DO THIS: Provide an exact copy of the data, excluding the images.

DATA EXCERPT:
--- Start ---

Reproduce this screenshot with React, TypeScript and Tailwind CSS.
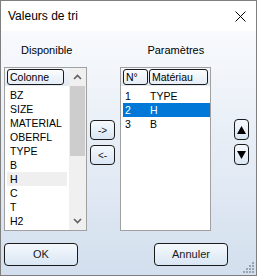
import React from "react";

const left = ["BZ", "SIZE", "MATERIAL", "OBERFL", "TYPE", "B", "H", "C", "T", "H2"];
const right = [
  { n: "1", name: "TYPE" },
  { n: "2", name: "H" },
  { n: "3", name: "B" },
];

const btn =
  "border border-[#1a1a1a] rounded-[4px] bg-gradient-to-b from-[#f5f9fd] to-[#d9e6f4] flex items-center justify-center text-[#1a1a1a]";
const head =
  "h-[16px] border border-[#1a1a1a] rounded-[3px] bg-gradient-to-b from-[#fafcfe] to-[#e6edf6] leading-[14px] pl-[2px] text-black";

const Chevron = ({ down }: { down?: boolean }) => (
  <svg width="9" height="6" viewBox="0 0 9 6">
    <path
      d={down ? "M1 1 L4.5 4.5 L8 1" : "M1 5 L4.5 1.5 L8 5"}
      fill="none"
      stroke="#606060"
      strokeWidth="1.6"
    />
  </svg>
);

const Tri = ({ down }: { down?: boolean }) => (
  <svg width="9" height="8" viewBox="0 0 9 8">
    <path d={down ? "M0 0 H9 L4.5 8 Z" : "M0 8 H9 L4.5 0 Z"} fill="#000" />
  </svg>
);

export default function App() {
  return (
    <div className="relative w-[257px] h-[276px] border border-[#7f7f7f] flex flex-col overflow-hidden font-['Liberation_Sans',Arial,sans-serif] text-[10.5px] text-black">
      {/* title bar */}
      <div className="h-[30px] bg-white flex items-center justify-between pl-[7px] pr-[10px]">
        <span className="text-[12px] text-black">Valeurs de tri</span>
        <svg width="11" height="11" viewBox="0 0 11 11">
          <path d="M0.5 0.5 L10.5 10.5 M10.5 0.5 L0.5 10.5" stroke="#000" strokeWidth="1" />
        </svg>
      </div>

      {/* body */}
      <div className="flex-1 flex flex-col bg-gradient-to-b from-[#f8fafd] to-[#d3dfee]">
        {/* labels */}
        <div className="h-[36px] flex items-end pb-[11px] text-[11px] leading-[12px]">
          <span className="ml-[20px]">Disponible</span>
          <span className="ml-[75px]">Paramètres</span>
        </div>

        {/* lists */}
        <div className="h-[164px] flex">
          {/* left list */}
          <div className="ml-[3px] w-[83px] flex border border-[#a0a0a0] bg-white">
            <div className="flex-1 flex flex-col">
              <div className="h-[18px] bg-gradient-to-b from-[#f3f6fa] to-[#e2e9f2] pl-[2px] pt-[1px]">
                <div className={`${head} w-[57px]`}>Colonne</div>
              </div>
              <div className="pt-[2px] flex flex-col">
                {left.map((l) => (
                  <div
                    key={l}
                    className={`h-[14px] leading-[14px] mx-[2px] pl-[3px] ${l === "H" ? "bg-[#efefef]" : ""}`}
                  >
                    {l}
                  </div>
                ))}
              </div>
            </div>
            <div className="w-[17px] bg-[#f0f0f0] flex flex-col items-center">
              <div className="h-[18px] flex items-center justify-center">
                <Chevron />
              </div>
              <div className="w-[15px] h-[70px] bg-[#cdcdcd]" />
              <div className="flex-1" />
              <div className="h-[18px] flex items-center justify-center">
                <Chevron down />
              </div>
            </div>
          </div>

          {/* move buttons */}
          <div className="w-[33px] flex flex-col pt-[53px] pl-[3px] gap-[5px] text-[10px]">
            <div className={`${btn} w-[25px] h-[20px]`}>-&gt;</div>
            <div className={`${btn} w-[25px] h-[20px]`}>&lt;-</div>
          </div>

          {/* right list */}
          <div className="w-[91px] flex flex-col border border-[#a0a0a0] bg-white">
            <div className="h-[18px] bg-gradient-to-b from-[#f3f6fa] to-[#e2e9f2] pl-[2px] pt-[1px] flex gap-[1px]">
              <div className={`${head} w-[25px]`}>N°</div>
              <div className={`${head} w-[59px]`}>Matériau</div>
            </div>
            <div className="pt-[3px] flex flex-col">
              {right.map((r) => (
                <div
                  key={r.n}
                  className={`h-[14px] leading-[14px] ml-[2px] flex ${r.n === "2" ? "bg-[#0078d7] text-white" : ""}`}
                >
                  <span className="w-[27px] pl-[2px]">{r.n}</span>
                  <span>{r.name}</span>
                </div>
              ))}
            </div>
          </div>

          {/* up / down */}
          <div className="flex-1 flex flex-col pt-[52px] pl-[23px] gap-[4px]">
            <div className={`${btn} w-[15px] h-[21px]`}>
              <Tri />
            </div>
            <div className={`${btn} w-[15px] h-[21px]`}>
              <Tri down />
            </div>
          </div>
        </div>

        {/* bottom buttons */}
        <div className="flex pt-[12px] text-[11px]">
          <div className={`${btn} ml-[3px] w-[74px] h-[23px]`}>OK</div>
          <div className={`${btn} ml-auto mr-[28px] w-[74px] h-[23px]`}>Annuler</div>
        </div>
      </div>

      {/* resize grip */}
      <svg className="absolute right-[2px] bottom-[2px]" width="11" height="11" viewBox="0 0 11 11">
        {[
          [9, 1], [9, 4], [6, 4], [9, 7], [6, 7], [3, 7], [9, 10], [6, 10], [3, 10], [0, 10],
        ].map(([x, y], i) => (
          <rect key={i} x={x} y={y - 1} width="2" height="2" fill="#9aa4b0" />
        ))}
      </svg>
    </div>
  );
}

--- End ---

WRITTEN REPLY:
Reproduce this screenshot with React, TypeScript and Tailwind CSS.
import React from "react";

const left = ["BZ", "SIZE", "MATERIAL", "OBERFL", "TYPE", "B", "H", "C", "T", "H2"];
const right = [
  { n: "1", name: "TYPE" },
  { n: "2", name: "H" },
  { n: "3", name: "B" },
];

const btn =
  "border border-[#1a1a1a] rounded-[4px] bg-gradient-to-b from-[#f5f9fd] to-[#d9e6f4] flex items-center justify-center text-[#1a1a1a]";
const head =
  "h-[16px] border border-[#1a1a1a] rounded-[3px] bg-gradient-to-b from-[#fafcfe] to-[#e6edf6] leading-[14px] pl-[2px] text-black";

const Chevron = ({ down }: { down?: boolean }) => (
  <svg width="9" height="6" viewBox="0 0 9 6">
    <path
      d={down ? "M1 1 L4.5 4.5 L8 1" : "M1 5 L4.5 1.5 L8 5"}
      fill="none"
      stroke="#606060"
      strokeWidth="1.6"
    />
  </svg>
);

const Tri = ({ down }: { down?: boolean }) => (
  <svg width="9" height="8" viewBox="0 0 9 8">
    <path d={down ? "M0 0 H9 L4.5 8 Z" : "M0 8 H9 L4.5 0 Z"} fill="#000" />
  </svg>
);

export default function App() {
  return (
    <div className="relative w-[257px] h-[276px] border border-[#7f7f7f] flex flex-col overflow-hidden font-['Liberation_Sans',Arial,sans-serif] text-[10.5px] text-black">
      {/* title bar */}
      <div className="h-[30px] bg-white flex items-center justify-between pl-[7px] pr-[10px]">
        <span className="text-[12px] text-black">Valeurs de tri</span>
        <svg width="11" height="11" viewBox="0 0 11 11">
          <path d="M0.5 0.5 L10.5 10.5 M10.5 0.5 L0.5 10.5" stroke="#000" strokeWidth="1" />
        </svg>
      </div>

      {/* body */}
      <div className="flex-1 flex flex-col bg-gradient-to-b from-[#f8fafd] to-[#d3dfee]">
        {/* labels */}
        <div className="h-[36px] flex items-end pb-[11px] text-[11px] leading-[12px]">
          <span className="ml-[20px]">Disponible</span>
          <span className="ml-[75px]">Paramètres</span>
        </div>

        {/* lists */}
        <div className="h-[164px] flex">
          {/* left list */}
          <div className="ml-[3px] w-[83px] flex border border-[#a0a0a0] bg-white">
            <div className="flex-1 flex flex-col">
              <div className="h-[18px] bg-gradient-to-b from-[#f3f6fa] to-[#e2e9f2] pl-[2px] pt-[1px]">
                <div className={`${head} w-[57px]`}>Colonne</div>
              </div>
              <div className="pt-[2px] flex flex-col">
                {left.map((l) => (
                  <div
                    key={l}
                    className={`h-[14px] leading-[14px] mx-[2px] pl-[3px] ${l === "H" ? "bg-[#efefef]" : ""}`}
                  >
                    {l}
                  </div>
                ))}
              </div>
            </div>
            <div className="w-[17px] bg-[#f0f0f0] flex flex-col items-center">
              <div className="h-[18px] flex items-center justify-center">
                <Chevron />
              </div>
              <div className="w-[15px] h-[70px] bg-[#cdcdcd]" />
              <div className="flex-1" />
              <div className="h-[18px] flex items-center justify-center">
                <Chevron down />
              </div>
            </div>
          </div>

          {/* move buttons */}
          <div className="w-[33px] flex flex-col pt-[53px] pl-[3px] gap-[5px] text-[10px]">
            <div className={`${btn} w-[25px] h-[20px]`}>-&gt;</div>
            <div className={`${btn} w-[25px] h-[20px]`}>&lt;-</div>
          </div>

          {/* right list */}
          <div className="w-[91px] flex flex-col border border-[#a0a0a0] bg-white">
            <div className="h-[18px] bg-gradient-to-b from-[#f3f6fa] to-[#e2e9f2] pl-[2px] pt-[1px] flex gap-[1px]">
              <div className={`${head} w-[25px]`}>N°</div>
              <div className={`${head} w-[59px]`}>Matériau</div>
            </div>
            <div className="pt-[3px] flex flex-col">
              {right.map((r) => (
                <div
                  key={r.n}
                  className={`h-[14px] leading-[14px] ml-[2px] flex ${r.n === "2" ? "bg-[#0078d7] text-white" : ""}`}
                >
                  <span className="w-[27px] pl-[2px]">{r.n}</span>
                  <span>{r.name}</span>
                </div>
              ))}
            </div>
          </div>

          {/* up / down */}
          <div className="flex-1 flex flex-col pt-[52px] pl-[23px] gap-[4px]">
            <div className={`${btn} w-[15px] h-[21px]`}>
              <Tri />
            </div>
            <div className={`${btn} w-[15px] h-[21px]`}>
              <Tri down />
            </div>
          </div>
        </div>

        {/* bottom buttons */}
        <div className="flex pt-[12px] text-[11px]">
          <div className={`${btn} ml-[3px] w-[74px] h-[23px]`}>OK</div>
          <div className={`${btn} ml-auto mr-[28px] w-[74px] h-[23px]`}>Annuler</div>
        </div>
      </div>

      {/* resize grip */}
      <svg className="absolute right-[2px] bottom-[2px]" width="11" height="11" viewBox="0 0 11 11">
        {[
          [9, 1], [9, 4], [6, 4], [9, 7], [6, 7], [3, 7], [9, 10], [6, 10], [3, 10], [0, 10],
        ].map(([x, y], i) => (
          <rect key={i} x={x} y={y - 1} width="2" height="2" fill="#9aa4b0" />
        ))}
      </svg>
    </div>
  );
}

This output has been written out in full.